Why are we covering this?

Understanding the memory layout of your program and the role of different segments will hugely help in debugging larger C and C++ programs later in the course. You'll develop an intuition for how to work with addresses and how to look at memory to see what's contained in it. This is also essential preparation for the operating systems block, where you will see how the OS actually sets up the segments!

Last time, we talked about how data in C programs lives in different memory locations depending on what its lifetime is. The program code, global variables, and constant global variables are all stored in static segments, as these must be around for the whole time the program runs. They all have static lifetimes and known sizes at compile time.

If we look at the addresses printed by mexplore, we see that the global variables stored in are at relatively low memory addresses (around 0x60'0000 hexadecimal and 0x40'0000 hexadecimal), while the local variable is stored at a high address, close to 0x7fff'ffff'ffff (about 247).

These segments have names:

We'll investigate the stack some more in later lectures.

Dynamically Allocated Objects

What if you have a variable that you create inside a function, but you want to keep it around after the function returns? For example, what if I want to define a character inside f() in mexplore-with-dynamic.c and then print it from main()? I could make it a global variable, but when writing the program, I may not know exactly how many characters I'm going to need.

For this purpose, the C language allows for a third kind of object lifetime: a dynamic lifetime. For an object with a dynamic lifetime, you as the programmer have to explicitly create and destroy the object – that is, you must set aside memory for the object and make sure it is released again when the object is no longer needed.

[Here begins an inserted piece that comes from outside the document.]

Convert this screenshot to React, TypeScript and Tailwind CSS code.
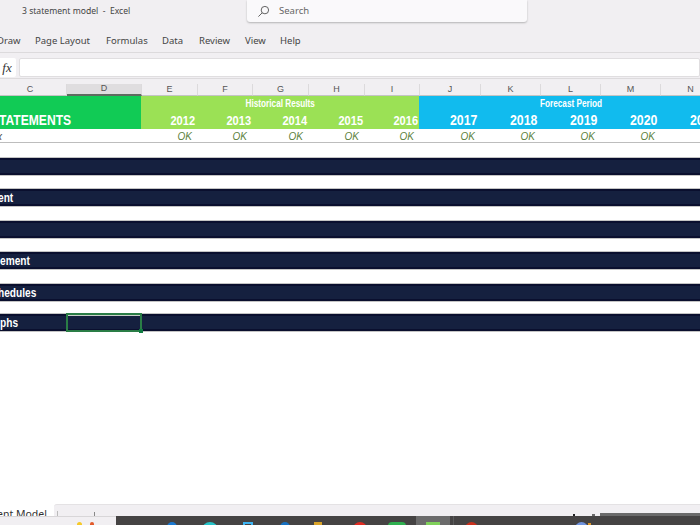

To set aside memory, you use the malloc() standard library function (memory allocate). malloc() takes only one argument, which is the number of bytes you're asking for, and it returns the address of the newly allocated memory (i.e., the address where the OS has set aside memory boxes for this object). For example,

char* allocated_ch = malloc(1);
reserves 1 byte of memory and stores the address of that bytes memory "box" in the variable allocated_ch.

Interlude: Pointers and How To Use Them

malloc returns an address, and that address gets stored in a local variable. Local variables have their memory boxes in the stack segment, on the right of our memory diagram. We refer to memory locations that hold addresses as pointers, because you can think of them as arrows pointing to other memory boxes.

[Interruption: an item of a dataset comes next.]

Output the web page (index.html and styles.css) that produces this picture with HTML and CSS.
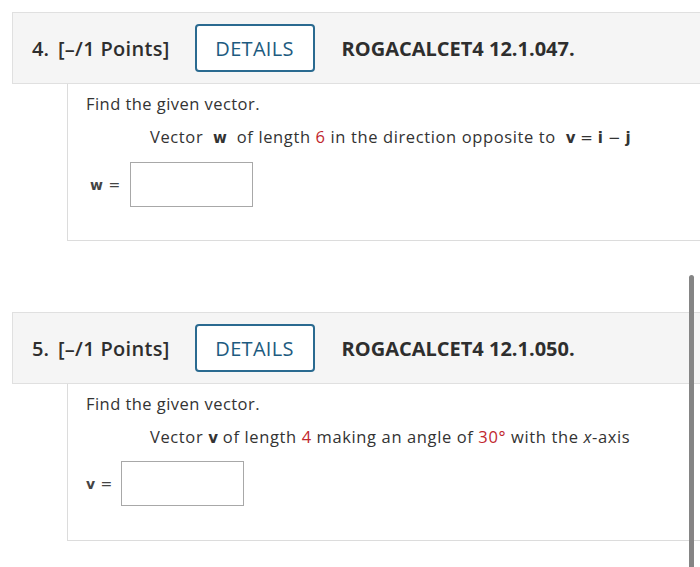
FILE: index.html
```html
<!DOCTYPE html>
<html>
<head>
<meta charset="utf-8">
<link rel="stylesheet" href="styles.css">
</head>
<body>
<div class="page">
  <section class="question">
    <header class="q-head">
      <span class="q-num">4.</span>
      <span class="q-pts">[–/1 Points]</span>
      <button class="details">DETAILS</button>
      <span class="q-code">ROGACALCET4 12.1.047.</span>
    </header>
    <div class="q-body">
      <p class="lead">Find the given vector.</p>
      <p class="prob">Vector&nbsp; <b class="m">w</b>&nbsp; of length <span class="red">6</span> in the direction opposite to&nbsp; <b class="m">v</b> <span class="m">=</span> <b class="m">i</b> <span class="m">−</span> <b class="m">j</b></p>
      <div class="answer a1">
        <span class="lbl"><b>w</b> =</span>
        <span class="box"></span>
      </div>
    </div>
  </section>
  <section class="question q2">
    <header class="q-head">
      <span class="q-num">5.</span>
      <span class="q-pts">[–/1 Points]</span>
      <button class="details">DETAILS</button>
      <span class="q-code">ROGACALCET4 12.1.050.</span>
    </header>
    <div class="q-body">
      <p class="lead">Find the given vector.</p>
      <p class="prob">Vector <b class="m">v</b> of length <span class="red">4</span> making an angle of <span class="red">30°</span> with the <i>x</i>-axis</p>
      <div class="answer a2">
        <span class="lbl"><b>v</b> =</span>
        <span class="box"></span>
      </div>
    </div>
  </section>
  <div class="scrollbar"></div>
</div>
</body>
</html>
```

FILE: styles.css
```css
* { box-sizing: border-box; }
html, body { margin: 0; padding: 0; background: #fff; }
body {
  font-family: "Open Sans", "Liberation Sans", sans-serif;
  color: #333;
  width: 700px;
  height: 567px;
  overflow: hidden;
}
.page {
  position: relative;
  padding-top: 12px;
  padding-left: 12px;
  height: 567px;
}
.question { width: 720px; }
.q2 { margin-top: 71px; }
.q-head {
  height: 72px;
  background: #f5f5f5;
  border: 1px solid #e0e0e0;
  display: flex;
  align-items: center;
  padding-left: 19px;
  font-size: 20px;
  font-weight: 600;
  color: #2e2e2e;
}
.q-num { margin-right: 9px; }
.q-pts { margin-right: 25px; letter-spacing: 0.3px; }
.details {
  width: 120px;
  height: 48px;
  border: 2px solid #2a6a90;
  border-radius: 4px;
  background: #fff;
  color: #1d5b80;
  font-family: "Open Sans", "Liberation Sans", sans-serif;
  font-size: 20px;
  font-weight: 400;
  letter-spacing: 0.3px;
  padding: 0;
  margin-right: 27px;
}
.q-code { font-weight: 700; }
.q-body {
  margin-left: 55px;
  border-left: 1px solid #dcdcdc;
  border-bottom: 1px solid #dcdcdc;
  height: 157px;
  padding-left: 18px;
  padding-top: 9px;
  font-size: 16.5px;
  letter-spacing: 0.45px;
}
.lead { margin: 0; line-height: 22px; }
.prob {
  margin: 11px 0 0 64px;
  line-height: 22px;
  letter-spacing: 0.62px;
}
.m { font-family: "DejaVu Sans", Verdana, sans-serif; font-size: 15px; letter-spacing: 0; }
b.m { font-weight: 700; }
.red { color: #c1272d; }
.answer {
  display: flex;
  align-items: center;
  margin-top: 13px;
}
.a2 { margin-top: 12px; }
.lbl {
  font-family: "DejaVu Sans", Verdana, sans-serif;
  font-size: 14px;
  letter-spacing: 0.5px;
  color: #444;
  margin-left: 4px;
  margin-right: 9px;
}
.a2 .lbl { margin-left: 0; margin-right: 8px; }
.box {
  display: block;
  width: 123px;
  height: 45px;
  border: 1px solid #a8a8a8;
  background: #fff;
}
.scrollbar {
  position: absolute;
  left: 689px;
  top: 275px;
  width: 5px;
  height: 300px;
  background: #858585;
  border-radius: 3px;
}
```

In terms of C types, a type followed by an asterisk corresponds to a pointer. For example, int* is a pointer to an integer. An int* itself occupies 8 bytes of memory (since it stores an address), and it points to the first byte of a 4-byte sequence of memory boxes that store an int.

To actually get to the value that a pointer points to, you use the * (asterisk) operator on the pointer:

void f() {
    int local = 1;
    int* ptr = &local;

    // prints 1
    printf("value of ptr: %d\n", *ptr);  // <== here, we "dereference" the pointer to get to the value of local

    // prints the address of local, twice
    printf("address of local: %p %p\n", &local, ptr); // <== "%p" is a printf format for printing pointers!
For some people, it helps to think of the asterisk operator as "cancelling" out the asterisk on the type: i.e., *(int*) == int.

Some C programmers like to put the asterisk next to the type (int* ptr for int-pointer ptr), others put it with the variable name (int *ptr), because that way it's clear that the dereferenced version of ptr is an int. Use whatever notation makes sense for you!

In our character example in mexplore-with-dynamic.c, we dereference the pointer we got from malloc() and put our character ('D') into it by assigning a value to the dereferenced pointer:

void f() {

    char* allocated_ch = malloc(1);

    *allocated_ch = 'D';
// |-------------|   ^
// deref'd pointer   | value we assign
//     = char        | (also a char)

Pointers are how to use the are very important in this course and in C/C++ programming in general. We'll keep coming back to these concepts. The key things to remember are: & takes the address of an object and makes a pointer, * dereferences a pointer and follows it to the value it refers to in memory. Types with an asterisk next to them are pointer types.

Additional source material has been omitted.